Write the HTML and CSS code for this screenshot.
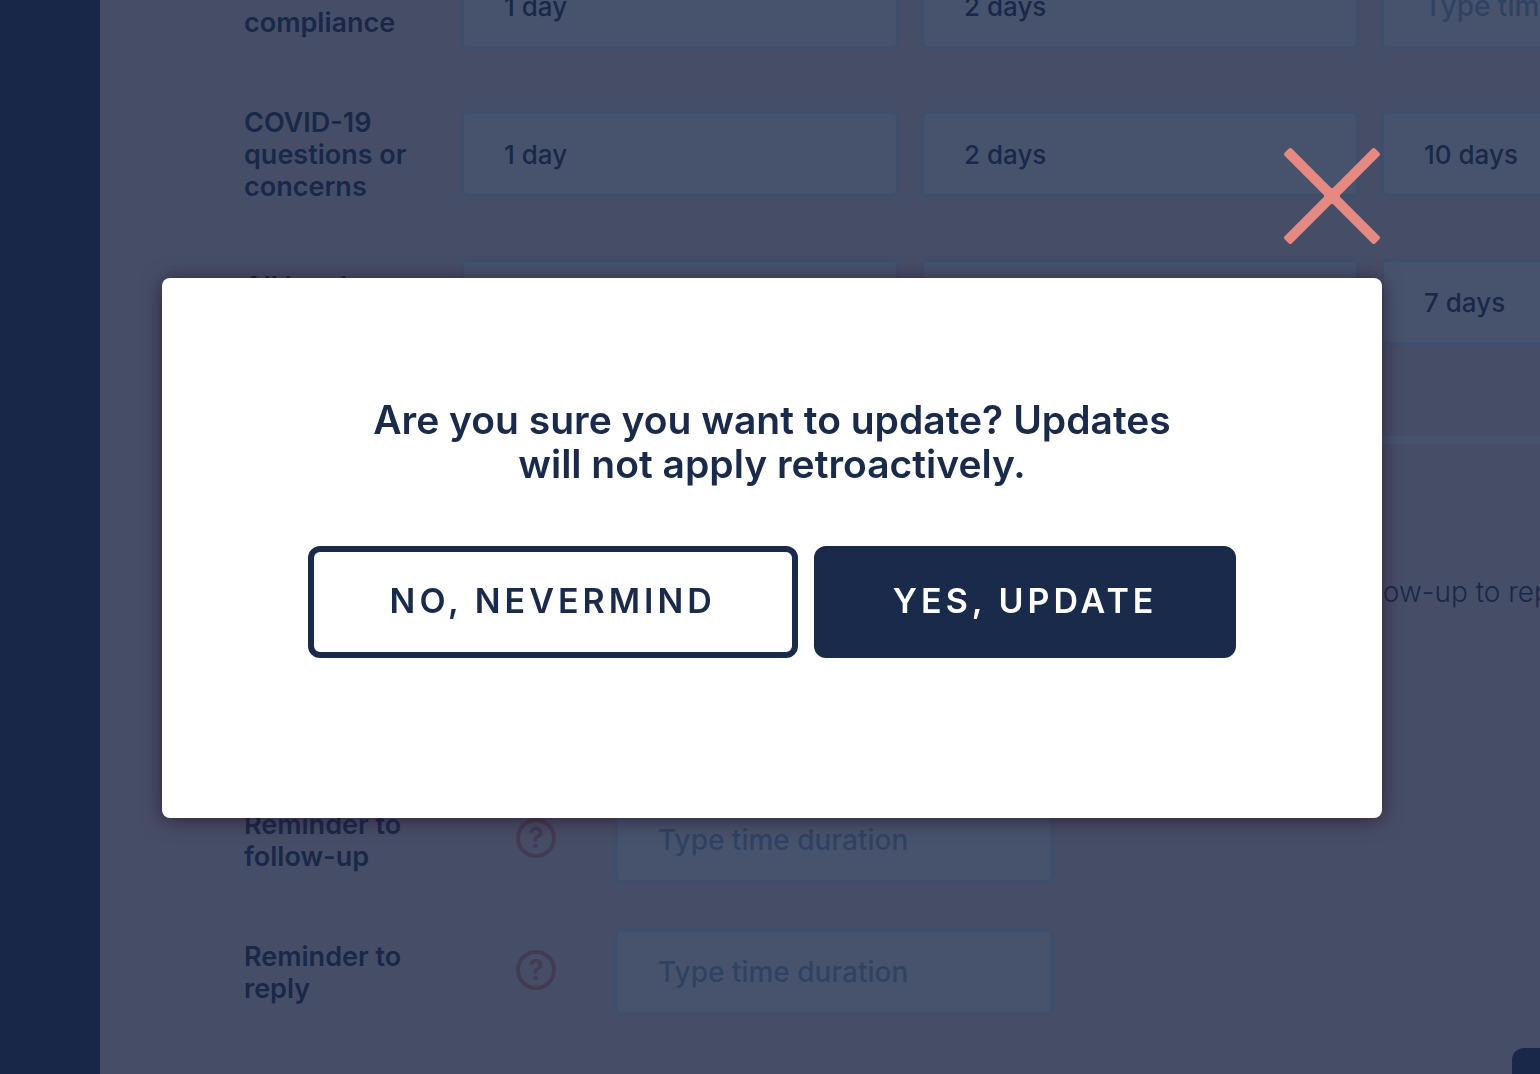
FILE: index.html
```html
<!DOCTYPE html>
<html lang="en">
<head>
    <meta charset="UTF-8">
    <meta name="viewport" content="width=device-width, initial-scale=1.0">
    <title>Response Times</title>
    <link rel="stylesheet" href="styles.css">
</head>
<body>
    <div class="page">
        <nav class="sidebar"></nav>

        <main class="content">
            <form>
                <div class="row">
                    <label for="compliance1">Treatment compliance</label>
                    <input type="text" id="compliance1" value="1 day" placeholder="Type time duration">
                    <input type="text" aria-label="Compliance follow-up" value="2 days" placeholder="Type time duration">
                    <input type="text" aria-label="Compliance close" placeholder="Type time duration">
                </div>
                <div class="row">
                    <label for="covid1">COVID-19 questions or concerns</label>
                    <input type="text" id="covid1" value="1 day" placeholder="Type time duration">
                    <input type="text" aria-label="COVID-19 follow-up" value="2 days" placeholder="Type time duration">
                    <input type="text" aria-label="COVID-19 close" value="10 days" placeholder="Type time duration">
                </div>
                <div class="row">
                    <label for="legal1">All legal concerns</label>
                    <input type="text" id="legal1" value="1 day" placeholder="Type time duration">
                    <input type="text" aria-label="Legal follow-up" value="2 days" placeholder="Type time duration">
                    <input type="text" aria-label="Legal close" value="7 days" placeholder="Type time duration">
                </div>

                <hr class="divider">

                <h2>Reminders</h2>
                <p class="intro">Set how long the team has before a reminder is sent to the people assigned with the follow-up to reply</p>

                <div class="reminder">
                    <label for="reminderClose">Reminder to close</label>
                    <span class="help">?</span>
                    <input type="text" id="reminderClose" placeholder="Type time duration">
                </div>
                <div class="reminder">
                    <label for="reminderFollowUp">Reminder to follow-up</label>
                    <span class="help">?</span>
                    <input type="text" id="reminderFollowUp" placeholder="Type time duration">
                </div>
                <div class="reminder">
                    <label for="reminderReply">Reminder to reply</label>
                    <span class="help">?</span>
                    <input type="text" id="reminderReply" placeholder="Type time duration">
                </div>

                <button type="button" class="btn btn-dark save">Update</button>
            </form>
        </main>
    </div>

    <div class="overlay">
        <div class="modal" role="dialog" aria-modal="true" aria-labelledby="modalTitle">
            <button type="button" class="close" aria-label="Close">
                <svg viewBox="0 0 98 98" width="98" height="98" fill="#e58982">
                    <rect x="-15" y="44" width="128" height="10" rx="2" transform="rotate(45 49 49)"/>
                    <rect x="-15" y="44" width="128" height="10" rx="2" transform="rotate(-45 49 49)"/>
                    <circle cx="49" cy="49" r="8"/>
                </svg>
            </button>
            <h1 id="modalTitle">Are you sure you want to update? Updates will not apply retroactively.</h1>
            <div class="actions">
                <button type="button" class="btn btn-light">NO, NEVERMIND</button>
                <button type="button" class="btn btn-dark">YES, UPDATE</button>
            </div>
        </div>
    </div>
</body>
</html>
```

FILE: styles.css
```css
* {
    box-sizing: border-box;
}

body {
    margin: 0;
    font-family: Inter, "Open Sans", sans-serif;
    font-size: 26px;
    line-height: 32px;
    color: #192849;
}

.page {
    display: flex;
    height: 100vh;
    overflow: hidden;
    background: #fbe2df;
}

.sidebar {
    flex: 0 0 100px;
    background: #182747;
}

/* the page is scrolled part of the way down behind the dialog */
.content {
    flex: 1;
    min-width: 0;
    margin-top: -43px;
    padding-left: 144px;
}

.row {
    display: grid;
    grid-template-columns: 196px repeat(3, 440px);
    column-gap: 20px;
    align-items: center;
    height: 98px;
    margin-bottom: 50px;
}

label {
    max-width: 180px;
    padding-top: 2px;
    font-size: 27px;
    font-weight: 600;
}

input {
    width: 440px;
    height: 88px;
    padding: 0 40px;
    border: 4px solid #d8e4f5;
    border-radius: 8px;
    background: #fff;
    font-family: inherit;
    font-size: 26px;
    font-weight: 500;
    color: #192849;
}

input::placeholder {
    font-size: 28px;
    color: #8caac6;
    opacity: 1;
}

.divider {
    width: 1600px;
    height: 8px;
    margin: 85px 0 52px;
    border: 0;
    background: #fff;
}

h2 {
    margin: 0 0 40px;
    font-size: 36px;
    line-height: 40px;
}

.intro {
    margin: 0 0 56px;
    font-size: 28px;
    font-weight: 300;
    white-space: nowrap;
}

.reminder {
    display: grid;
    grid-template-columns: 272px 98px 440px;
    align-items: center;
    margin-bottom: 44px;
}

.help {
    width: 40px;
    height: 40px;
    margin-bottom: 4px;
    border: 4px solid #e58982;
    border-radius: 50%;
    font-size: 28px;
    font-weight: 700;
    text-align: center;
    color: #e58982;
}

.btn {
    height: 112px;
    border: 6px solid #1a2a4a;
    border-radius: 12px;
    font-family: inherit;
    font-size: 34px;
    font-weight: 600;
    letter-spacing: 4px;
    cursor: pointer;
}

.btn-light {
    padding: 0 76px 4px;
    background: #fff;
    color: #1a2a4a;
}

.btn-dark {
    padding: 0 73px 4px;
    background: #1a2a4a;
    color: #fff;
}

.save {
    margin: -12px 0 0 1268px;
}

.overlay {
    position: fixed;
    inset: 0;
    display: flex;
    align-items: center;
    justify-content: center;
    padding: 22px 0 0 4px;
    background: rgba(25, 40, 73, 0.8);
}

.modal {
    position: relative;
    width: 1220px;
    max-width: 90%;
    padding: 120px 140px 160px;
    border-radius: 8px;
    background: #fff;
    box-shadow: 0 2px 20px rgba(40, 16, 40, 0.7);
    text-align: center;
}

.close {
    position: absolute;
    right: 1px;
    bottom: calc(100% + 33px);
    padding: 0;
    border: 0;
    background: none;
    cursor: pointer;
}

.close svg {
    display: block;
}

h1 {
    max-width: 820px;
    margin: 0 auto 60px;
    font-size: 39px;
    font-weight: 600;
    line-height: 44px;
    color: #1a2a4a;
}

.actions {
    display: flex;
    justify-content: center;
    gap: 16px;
}
```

What this task involves - Output a faithful copy of the data, with each picture left out.

Finished task -
Write the HTML and CSS code for this screenshot.
FILE: index.html
```html
<!DOCTYPE html>
<html lang="en">
<head>
    <meta charset="UTF-8">
    <meta name="viewport" content="width=device-width, initial-scale=1.0">
    <title>Response Times</title>
    <link rel="stylesheet" href="styles.css">
</head>
<body>
    <div class="page">
        <nav class="sidebar"></nav>

        <main class="content">
            <form>
                <div class="row">
                    <label for="compliance1">Treatment compliance</label>
                    <input type="text" id="compliance1" value="1 day" placeholder="Type time duration">
                    <input type="text" aria-label="Compliance follow-up" value="2 days" placeholder="Type time duration">
                    <input type="text" aria-label="Compliance close" placeholder="Type time duration">
                </div>
                <div class="row">
                    <label for="covid1">COVID-19 questions or concerns</label>
                    <input type="text" id="covid1" value="1 day" placeholder="Type time duration">
                    <input type="text" aria-label="COVID-19 follow-up" value="2 days" placeholder="Type time duration">
                    <input type="text" aria-label="COVID-19 close" value="10 days" placeholder="Type time duration">
                </div>
                <div class="row">
                    <label for="legal1">All legal concerns</label>
                    <input type="text" id="legal1" value="1 day" placeholder="Type time duration">
                    <input type="text" aria-label="Legal follow-up" value="2 days" placeholder="Type time duration">
                    <input type="text" aria-label="Legal close" value="7 days" placeholder="Type time duration">
                </div>

                <hr class="divider">

                <h2>Reminders</h2>
                <p class="intro">Set how long the team has before a reminder is sent to the people assigned with the follow-up to reply</p>

                <div class="reminder">
                    <label for="reminderClose">Reminder to close</label>
                    <span class="help">?</span>
                    <input type="text" id="reminderClose" placeholder="Type time duration">
                </div>
                <div class="reminder">
                    <label for="reminderFollowUp">Reminder to follow-up</label>
                    <span class="help">?</span>
                    <input type="text" id="reminderFollowUp" placeholder="Type time duration">
                </div>
                <div class="reminder">
                    <label for="reminderReply">Reminder to reply</label>
                    <span class="help">?</span>
                    <input type="text" id="reminderReply" placeholder="Type time duration">
                </div>

                <button type="button" class="btn btn-dark save">Update</button>
            </form>
        </main>
    </div>

    <div class="overlay">
        <div class="modal" role="dialog" aria-modal="true" aria-labelledby="modalTitle">
            <button type="button" class="close" aria-label="Close">
                <svg viewBox="0 0 98 98" width="98" height="98" fill="#e58982">
                    <rect x="-15" y="44" width="128" height="10" rx="2" transform="rotate(45 49 49)"/>
                    <rect x="-15" y="44" width="128" height="10" rx="2" transform="rotate(-45 49 49)"/>
                    <circle cx="49" cy="49" r="8"/>
                </svg>
            </button>
            <h1 id="modalTitle">Are you sure you want to update? Updates will not apply retroactively.</h1>
            <div class="actions">
                <button type="button" class="btn btn-light">NO, NEVERMIND</button>
                <button type="button" class="btn btn-dark">YES, UPDATE</button>
            </div>
        </div>
    </div>
</body>
</html>
```

FILE: styles.css
```css
* {
    box-sizing: border-box;
}

body {
    margin: 0;
    font-family: Inter, "Open Sans", sans-serif;
    font-size: 26px;
    line-height: 32px;
    color: #192849;
}

.page {
    display: flex;
    height: 100vh;
    overflow: hidden;
    background: #fbe2df;
}

.sidebar {
    flex: 0 0 100px;
    background: #182747;
}

/* the page is scrolled part of the way down behind the dialog */
.content {
    flex: 1;
    min-width: 0;
    margin-top: -43px;
    padding-left: 144px;
}

.row {
    display: grid;
    grid-template-columns: 196px repeat(3, 440px);
    column-gap: 20px;
    align-items: center;
    height: 98px;
    margin-bottom: 50px;
}

label {
    max-width: 180px;
    padding-top: 2px;
    font-size: 27px;
    font-weight: 600;
}

input {
    width: 440px;
    height: 88px;
    padding: 0 40px;
    border: 4px solid #d8e4f5;
    border-radius: 8px;
    background: #fff;
    font-family: inherit;
    font-size: 26px;
    font-weight: 500;
    color: #192849;
}

input::placeholder {
    font-size: 28px;
    color: #8caac6;
    opacity: 1;
}

.divider {
    width: 1600px;
    height: 8px;
    margin: 85px 0 52px;
    border: 0;
    background: #fff;
}

h2 {
    margin: 0 0 40px;
    font-size: 36px;
    line-height: 40px;
}

.intro {
    margin: 0 0 56px;
    font-size: 28px;
    font-weight: 300;
    white-space: nowrap;
}

.reminder {
    display: grid;
    grid-template-columns: 272px 98px 440px;
    align-items: center;
    margin-bottom: 44px;
}

.help {
    width: 40px;
    height: 40px;
    margin-bottom: 4px;
    border: 4px solid #e58982;
    border-radius: 50%;
    font-size: 28px;
    font-weight: 700;
    text-align: center;
    color: #e58982;
}

.btn {
    height: 112px;
    border: 6px solid #1a2a4a;
    border-radius: 12px;
    font-family: inherit;
    font-size: 34px;
    font-weight: 600;
    letter-spacing: 4px;
    cursor: pointer;
}

.btn-light {
    padding: 0 76px 4px;
    background: #fff;
    color: #1a2a4a;
}

.btn-dark {
    padding: 0 73px 4px;
    background: #1a2a4a;
    color: #fff;
}

.save {
    margin: -12px 0 0 1268px;
}

.overlay {
    position: fixed;
    inset: 0;
    display: flex;
    align-items: center;
    justify-content: center;
    padding: 22px 0 0 4px;
    background: rgba(25, 40, 73, 0.8);
}

.modal {
    position: relative;
    width: 1220px;
    max-width: 90%;
    padding: 120px 140px 160px;
    border-radius: 8px;
    background: #fff;
    box-shadow: 0 2px 20px rgba(40, 16, 40, 0.7);
    text-align: center;
}

.close {
    position: absolute;
    right: 1px;
    bottom: calc(100% + 33px);
    padding: 0;
    border: 0;
    background: none;
    cursor: pointer;
}

.close svg {
    display: block;
}

h1 {
    max-width: 820px;
    margin: 0 auto 60px;
    font-size: 39px;
    font-weight: 600;
    line-height: 44px;
    color: #1a2a4a;
}

.actions {
    display: flex;
    justify-content: center;
    gap: 16px;
}
```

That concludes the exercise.